**Problem statement**:
For each line of the data below that holds "source", copy the line.

**Dataset rows**:

*-*-*

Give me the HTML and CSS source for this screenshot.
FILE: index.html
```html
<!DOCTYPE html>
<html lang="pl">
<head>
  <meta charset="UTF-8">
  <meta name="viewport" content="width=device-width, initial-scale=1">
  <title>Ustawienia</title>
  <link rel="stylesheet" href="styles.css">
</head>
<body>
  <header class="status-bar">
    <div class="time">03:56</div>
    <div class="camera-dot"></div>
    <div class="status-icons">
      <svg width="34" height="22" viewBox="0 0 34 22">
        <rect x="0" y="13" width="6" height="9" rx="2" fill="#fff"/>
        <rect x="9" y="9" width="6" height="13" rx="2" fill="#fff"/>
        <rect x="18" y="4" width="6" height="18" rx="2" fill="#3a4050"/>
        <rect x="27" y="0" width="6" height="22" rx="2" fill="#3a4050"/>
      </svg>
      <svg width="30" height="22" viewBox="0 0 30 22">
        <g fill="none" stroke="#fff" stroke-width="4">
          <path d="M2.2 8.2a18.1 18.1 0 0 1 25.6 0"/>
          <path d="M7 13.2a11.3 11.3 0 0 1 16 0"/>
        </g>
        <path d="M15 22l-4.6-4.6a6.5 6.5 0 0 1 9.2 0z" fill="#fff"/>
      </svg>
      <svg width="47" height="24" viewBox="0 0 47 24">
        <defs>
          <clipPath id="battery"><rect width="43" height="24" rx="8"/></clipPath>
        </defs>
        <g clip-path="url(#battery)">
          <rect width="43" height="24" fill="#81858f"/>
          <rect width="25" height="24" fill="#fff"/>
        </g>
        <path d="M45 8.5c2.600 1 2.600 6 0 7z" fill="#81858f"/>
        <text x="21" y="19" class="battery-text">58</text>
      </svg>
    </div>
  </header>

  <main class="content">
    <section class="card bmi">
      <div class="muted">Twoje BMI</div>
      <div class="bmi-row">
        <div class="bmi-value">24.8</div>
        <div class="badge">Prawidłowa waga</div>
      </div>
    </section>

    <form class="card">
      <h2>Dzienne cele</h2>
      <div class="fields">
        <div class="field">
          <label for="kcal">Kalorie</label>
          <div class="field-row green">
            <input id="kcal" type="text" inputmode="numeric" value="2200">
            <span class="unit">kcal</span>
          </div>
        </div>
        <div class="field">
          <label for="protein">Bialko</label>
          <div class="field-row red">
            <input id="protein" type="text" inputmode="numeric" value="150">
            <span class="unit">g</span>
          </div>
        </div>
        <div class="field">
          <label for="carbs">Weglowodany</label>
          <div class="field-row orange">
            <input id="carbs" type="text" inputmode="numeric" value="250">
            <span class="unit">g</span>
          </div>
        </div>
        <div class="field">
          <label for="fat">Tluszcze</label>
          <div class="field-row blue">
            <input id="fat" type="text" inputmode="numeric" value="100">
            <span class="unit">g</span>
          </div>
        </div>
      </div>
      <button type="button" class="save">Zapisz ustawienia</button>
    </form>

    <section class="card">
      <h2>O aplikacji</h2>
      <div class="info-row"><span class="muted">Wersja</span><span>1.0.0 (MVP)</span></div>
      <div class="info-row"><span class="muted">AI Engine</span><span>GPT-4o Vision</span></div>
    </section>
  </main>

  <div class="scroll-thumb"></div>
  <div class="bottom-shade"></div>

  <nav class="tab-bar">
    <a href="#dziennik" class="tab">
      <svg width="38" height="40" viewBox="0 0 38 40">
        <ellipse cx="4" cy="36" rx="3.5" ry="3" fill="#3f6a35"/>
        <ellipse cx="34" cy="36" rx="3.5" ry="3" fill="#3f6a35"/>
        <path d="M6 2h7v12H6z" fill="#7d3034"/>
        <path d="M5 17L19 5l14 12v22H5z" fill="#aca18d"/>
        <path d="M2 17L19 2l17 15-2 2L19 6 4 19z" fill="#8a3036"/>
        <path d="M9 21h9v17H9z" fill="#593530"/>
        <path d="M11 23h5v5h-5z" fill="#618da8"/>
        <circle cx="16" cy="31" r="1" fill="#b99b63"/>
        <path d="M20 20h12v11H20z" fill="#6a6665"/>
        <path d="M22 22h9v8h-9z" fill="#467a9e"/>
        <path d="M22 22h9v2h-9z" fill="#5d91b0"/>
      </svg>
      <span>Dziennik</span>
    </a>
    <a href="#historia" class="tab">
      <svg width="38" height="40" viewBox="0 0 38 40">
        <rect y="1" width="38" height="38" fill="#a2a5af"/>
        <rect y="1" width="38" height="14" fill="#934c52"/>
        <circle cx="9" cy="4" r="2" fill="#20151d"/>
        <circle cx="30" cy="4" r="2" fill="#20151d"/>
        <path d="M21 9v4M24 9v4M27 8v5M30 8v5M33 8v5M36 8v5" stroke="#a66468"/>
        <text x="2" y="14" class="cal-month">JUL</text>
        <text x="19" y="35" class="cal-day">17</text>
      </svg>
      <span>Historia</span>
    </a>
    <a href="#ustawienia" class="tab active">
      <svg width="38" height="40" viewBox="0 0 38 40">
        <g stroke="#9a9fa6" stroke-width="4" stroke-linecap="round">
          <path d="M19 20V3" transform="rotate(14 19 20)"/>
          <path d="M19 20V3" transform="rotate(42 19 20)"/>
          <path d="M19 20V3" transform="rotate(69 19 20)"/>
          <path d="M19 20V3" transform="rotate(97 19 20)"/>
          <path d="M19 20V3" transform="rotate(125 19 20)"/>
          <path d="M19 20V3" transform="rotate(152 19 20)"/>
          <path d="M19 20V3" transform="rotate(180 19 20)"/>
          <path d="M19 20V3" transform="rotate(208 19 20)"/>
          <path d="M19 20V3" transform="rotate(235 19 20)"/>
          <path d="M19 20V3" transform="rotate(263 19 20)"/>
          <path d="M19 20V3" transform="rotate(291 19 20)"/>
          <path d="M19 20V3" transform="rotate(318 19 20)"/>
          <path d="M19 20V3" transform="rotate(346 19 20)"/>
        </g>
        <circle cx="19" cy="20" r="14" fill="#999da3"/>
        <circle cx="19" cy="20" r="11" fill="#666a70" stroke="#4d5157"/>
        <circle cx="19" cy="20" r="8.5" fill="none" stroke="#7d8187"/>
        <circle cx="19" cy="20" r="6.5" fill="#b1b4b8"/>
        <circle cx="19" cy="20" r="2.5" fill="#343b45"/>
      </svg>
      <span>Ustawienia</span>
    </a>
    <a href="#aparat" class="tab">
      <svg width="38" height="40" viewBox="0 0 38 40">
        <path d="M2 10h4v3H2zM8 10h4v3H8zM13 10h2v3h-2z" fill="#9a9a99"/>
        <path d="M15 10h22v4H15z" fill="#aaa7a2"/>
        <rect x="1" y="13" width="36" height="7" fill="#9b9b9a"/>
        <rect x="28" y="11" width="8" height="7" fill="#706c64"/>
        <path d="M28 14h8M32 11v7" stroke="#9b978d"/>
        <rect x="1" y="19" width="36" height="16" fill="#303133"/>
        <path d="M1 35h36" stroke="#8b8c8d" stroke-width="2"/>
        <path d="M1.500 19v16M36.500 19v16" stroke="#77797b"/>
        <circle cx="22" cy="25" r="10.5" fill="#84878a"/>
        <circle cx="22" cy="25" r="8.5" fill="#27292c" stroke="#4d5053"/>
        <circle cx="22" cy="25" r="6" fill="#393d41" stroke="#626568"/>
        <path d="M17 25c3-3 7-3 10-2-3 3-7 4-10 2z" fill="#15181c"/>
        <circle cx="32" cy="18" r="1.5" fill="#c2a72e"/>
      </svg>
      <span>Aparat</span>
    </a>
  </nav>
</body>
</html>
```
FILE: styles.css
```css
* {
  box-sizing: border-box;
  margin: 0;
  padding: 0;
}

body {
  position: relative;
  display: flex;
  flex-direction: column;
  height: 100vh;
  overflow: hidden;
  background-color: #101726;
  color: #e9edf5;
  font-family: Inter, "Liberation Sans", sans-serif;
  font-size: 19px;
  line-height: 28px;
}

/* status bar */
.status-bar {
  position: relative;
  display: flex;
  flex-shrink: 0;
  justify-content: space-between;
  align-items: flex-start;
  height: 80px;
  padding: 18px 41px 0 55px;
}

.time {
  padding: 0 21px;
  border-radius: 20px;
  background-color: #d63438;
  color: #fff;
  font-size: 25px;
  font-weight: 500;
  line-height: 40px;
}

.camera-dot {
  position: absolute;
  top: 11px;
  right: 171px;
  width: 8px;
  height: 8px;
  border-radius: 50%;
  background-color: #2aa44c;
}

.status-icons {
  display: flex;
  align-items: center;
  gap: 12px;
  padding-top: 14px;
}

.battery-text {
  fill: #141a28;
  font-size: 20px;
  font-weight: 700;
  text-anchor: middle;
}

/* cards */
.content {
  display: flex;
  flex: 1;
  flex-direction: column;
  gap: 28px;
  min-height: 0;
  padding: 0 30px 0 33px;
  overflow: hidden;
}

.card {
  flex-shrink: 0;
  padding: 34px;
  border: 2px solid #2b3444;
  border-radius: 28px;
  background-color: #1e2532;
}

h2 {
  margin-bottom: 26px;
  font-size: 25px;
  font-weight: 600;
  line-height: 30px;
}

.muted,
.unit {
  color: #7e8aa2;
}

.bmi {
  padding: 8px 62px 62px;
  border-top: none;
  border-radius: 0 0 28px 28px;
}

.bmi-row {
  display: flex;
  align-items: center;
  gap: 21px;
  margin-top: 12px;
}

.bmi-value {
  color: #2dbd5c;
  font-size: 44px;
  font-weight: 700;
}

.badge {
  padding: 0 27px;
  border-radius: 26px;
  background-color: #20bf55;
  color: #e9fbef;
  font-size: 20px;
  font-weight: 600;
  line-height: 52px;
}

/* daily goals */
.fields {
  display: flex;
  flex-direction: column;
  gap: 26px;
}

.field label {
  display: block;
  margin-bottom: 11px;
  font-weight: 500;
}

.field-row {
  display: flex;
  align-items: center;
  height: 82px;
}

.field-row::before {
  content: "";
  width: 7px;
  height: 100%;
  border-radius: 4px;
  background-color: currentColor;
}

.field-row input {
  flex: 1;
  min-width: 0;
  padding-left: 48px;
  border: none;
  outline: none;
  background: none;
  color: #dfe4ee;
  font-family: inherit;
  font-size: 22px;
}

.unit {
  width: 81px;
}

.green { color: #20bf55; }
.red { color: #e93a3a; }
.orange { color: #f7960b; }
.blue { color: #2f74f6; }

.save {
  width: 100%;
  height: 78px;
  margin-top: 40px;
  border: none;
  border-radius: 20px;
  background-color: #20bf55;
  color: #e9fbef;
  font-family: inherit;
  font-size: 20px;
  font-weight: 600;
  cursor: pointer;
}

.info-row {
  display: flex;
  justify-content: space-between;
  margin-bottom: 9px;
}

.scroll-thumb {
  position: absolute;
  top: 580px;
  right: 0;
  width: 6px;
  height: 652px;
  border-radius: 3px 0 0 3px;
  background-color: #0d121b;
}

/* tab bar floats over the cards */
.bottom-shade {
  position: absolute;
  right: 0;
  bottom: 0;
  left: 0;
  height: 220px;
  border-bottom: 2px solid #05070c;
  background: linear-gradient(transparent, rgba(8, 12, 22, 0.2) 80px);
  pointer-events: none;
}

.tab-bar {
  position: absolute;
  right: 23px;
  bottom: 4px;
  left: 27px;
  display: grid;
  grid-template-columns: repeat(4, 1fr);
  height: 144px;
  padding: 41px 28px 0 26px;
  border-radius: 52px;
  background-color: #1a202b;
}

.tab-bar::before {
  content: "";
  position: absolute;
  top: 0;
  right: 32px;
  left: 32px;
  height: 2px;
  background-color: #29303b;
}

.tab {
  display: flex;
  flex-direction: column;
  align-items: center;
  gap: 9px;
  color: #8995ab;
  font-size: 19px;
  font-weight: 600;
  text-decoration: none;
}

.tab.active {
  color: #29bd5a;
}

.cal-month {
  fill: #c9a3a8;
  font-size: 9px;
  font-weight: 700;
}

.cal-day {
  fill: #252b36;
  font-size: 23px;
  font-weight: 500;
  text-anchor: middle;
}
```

*-*-*

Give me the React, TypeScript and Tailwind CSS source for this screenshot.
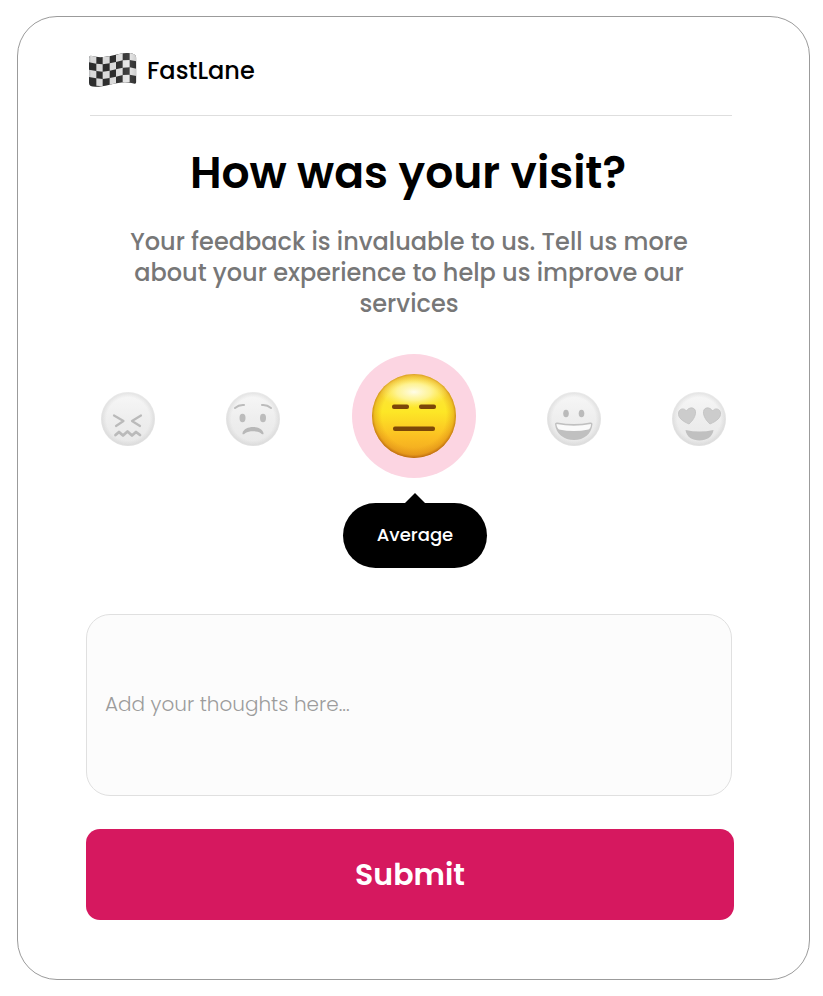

*-*-*

**Response to the exercise**:
Give me the HTML and CSS source for this screenshot.
Give me the React, TypeScript and Tailwind CSS source for this screenshot.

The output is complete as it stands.